Lipids efficiently kill leukemia cells

T cells use a novel mechanism to fight leukemia. They may recognize unique lipids produced by cancer cells and kill tumor cells expressing these lipid molecules. A study conducted by researchers at the University of Basel shows that a tumor-associated lipid stimulates specific T cells, which efficiently kill leukemia cells both in vitro and in animal models. The results have been published in the Journal of Experimental Medicine.

Leukemias are cancer diseases affecting blood cells. Acute leukemias prevent development of normal bold cells and thereby are severe life-threatening diseases. Current therapy for acute leukemias is based on chemotherapy that eradicates tumor cells followed by bone-marrow stem cell transplantation that reconstitutes the patient with healthy blood cells. In some cases, leukemia cells survive this treatment and start to re-grow. A major aim of many studies is finding novel and efficient ways to detect and eradicate leukemia cells before a second outbreak of the disease.

More punch against tumor cells

T lymphocytes are major contributors to fight against leukemias. T cells may recognize and become activated by tumor-specific protein antigens in some instances produced in large amounts only by tumor cells. These protein antigens are also called tumor-associated antigens (TAA) and stimulate specific T cells, which in turn kill leukemia cells. However, protein TAA accumulation can be drastically reduced by variant leukemia cells and some TAA may change their structure, thus preventing recognition by T cells and facilitating tumor immune evasion.

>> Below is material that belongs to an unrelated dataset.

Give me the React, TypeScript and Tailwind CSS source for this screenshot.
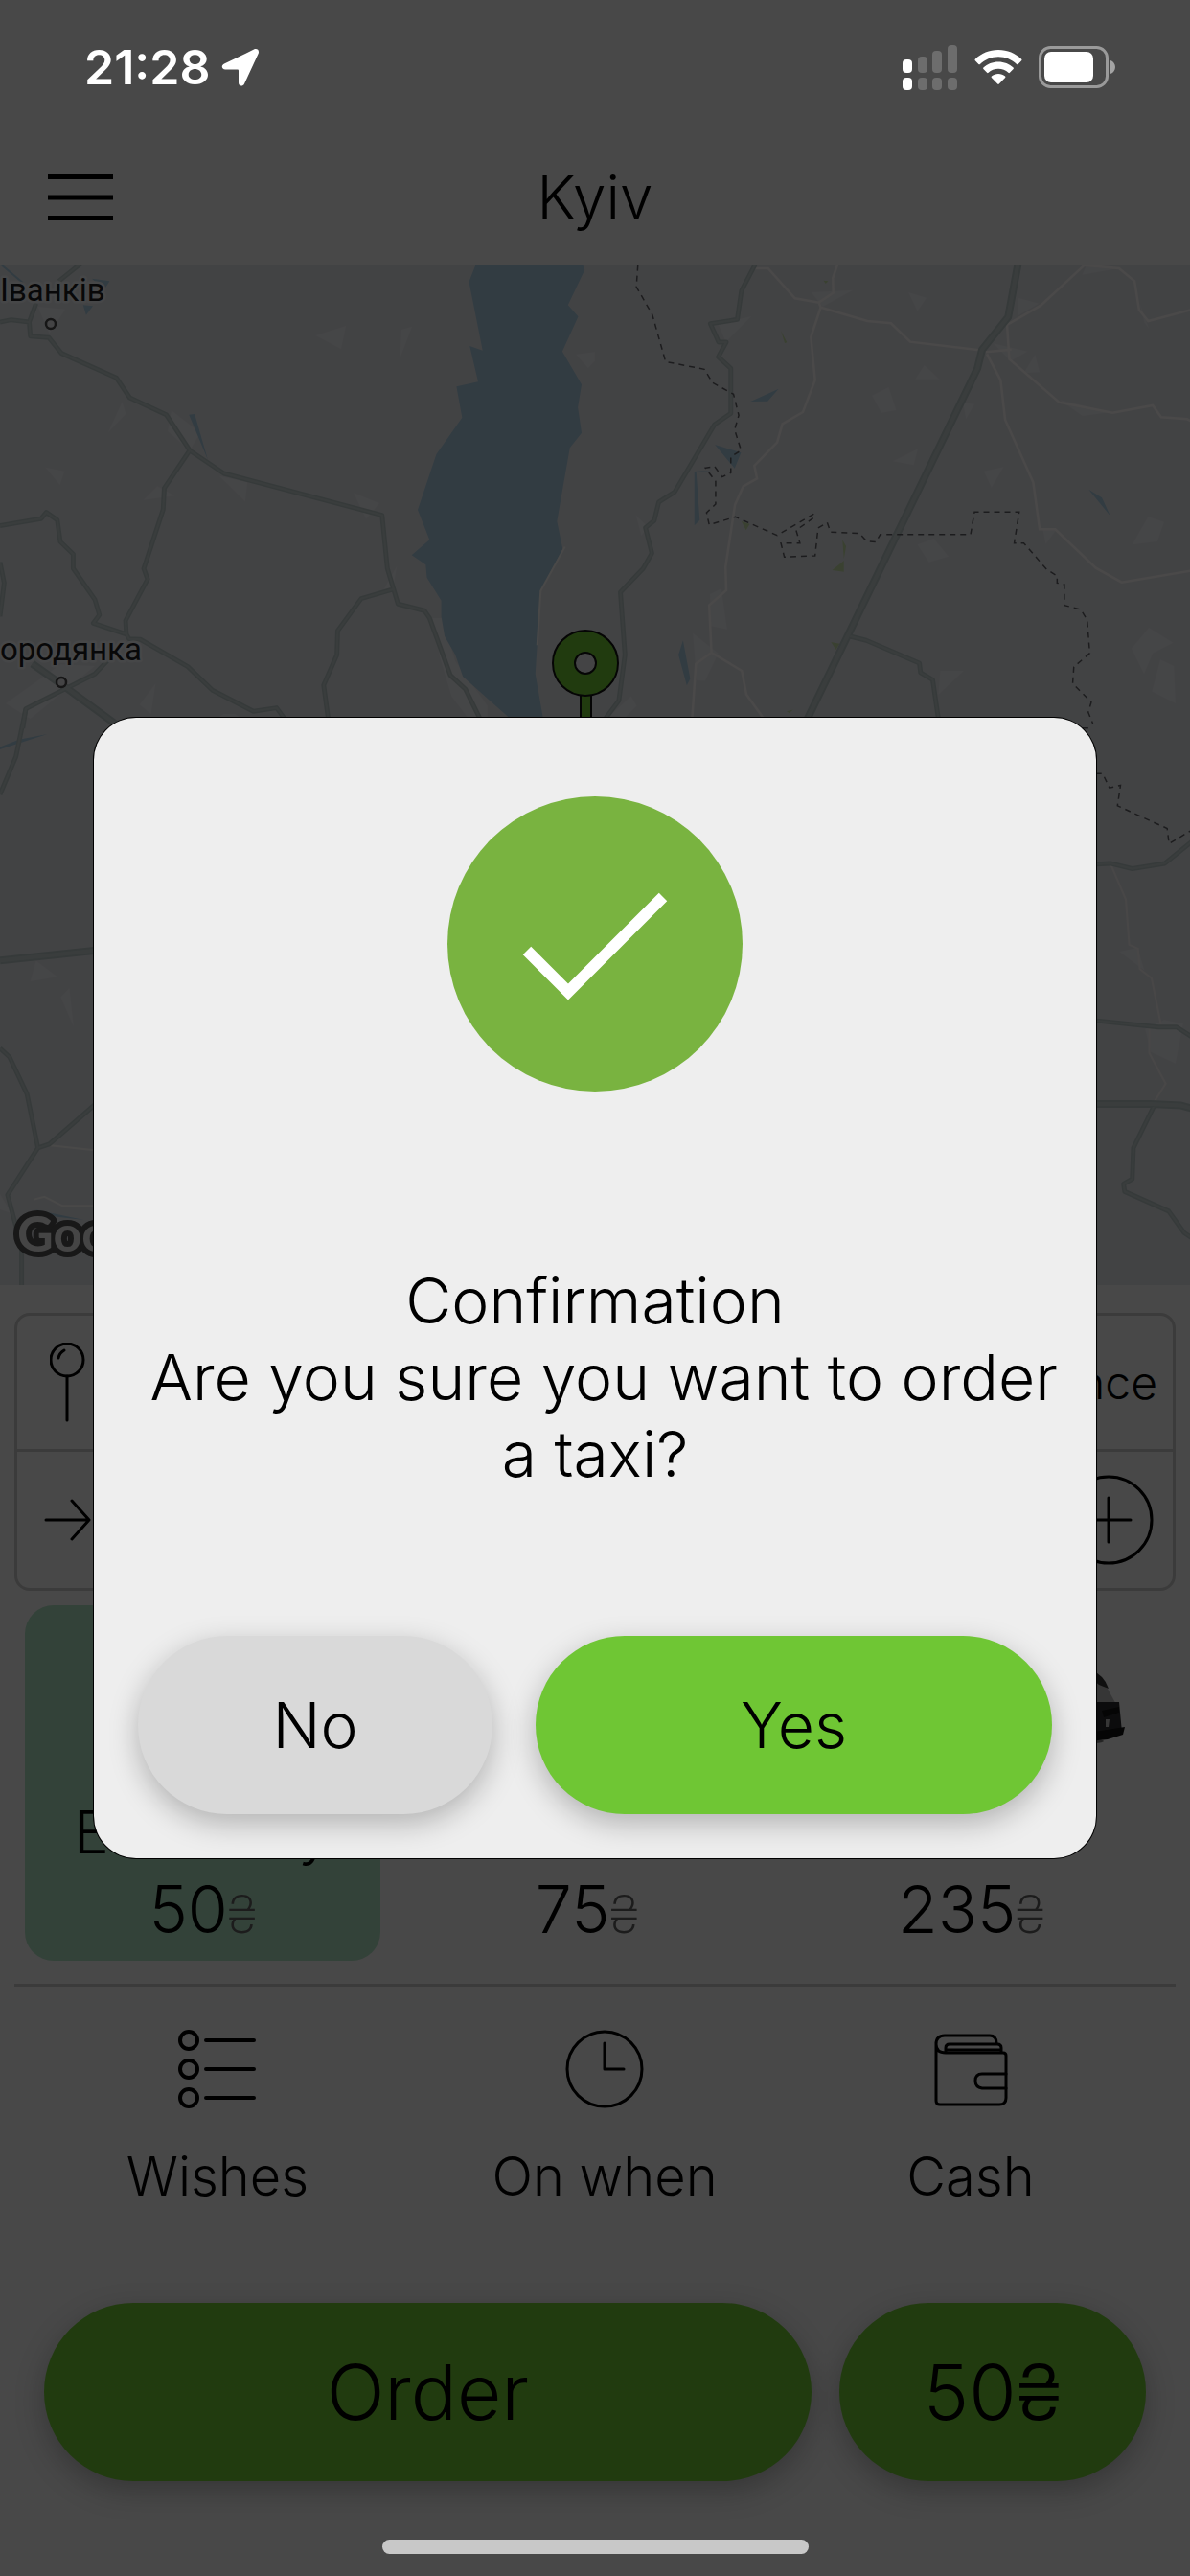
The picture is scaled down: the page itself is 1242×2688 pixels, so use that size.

Prof. Gennaro De Libero and his team from the Department of Biomedicine at the University of Basel has identified a new approach that might help to make the immune system more efficient in recognizing leukemia cells. His research team is studying T cells that specifically recognize lipid antigens since several years. Together with colleagues in Italy, China and Singapore, the Swiss team has identified a new lipid that accumulates in leukemia cells and that stimulates specific T cell responses. The new lipid methyl-lysophosphatidic acid (mLPA) is very abundant in several forms of human leukemias and is the first example of a lipid TAA.

Therapeutic implications in human leukemia

The published study also shows that it is possible to isolate human T cells that specifically recognize and kill mLPA-expressing leukemia cells in in vitro tests. When these T cells were transplanted into mice, they also displayed great in vivo therapeutic efficacy against leukemia cells.

An important feature of mLPA is that differently from protein TAA, it does not change its structure, and remains abundant in leukemia cells. The Swiss team is now investigating, whether mLPA can be used to target leukemia cells in addition to protein TAA. This type of immunotherapy may be extremely beneficial in preventing relapses of the disease after chemotherapy and bone marrow transplantation. It opens new avenues to novel non-invasive cancer immunotherapies.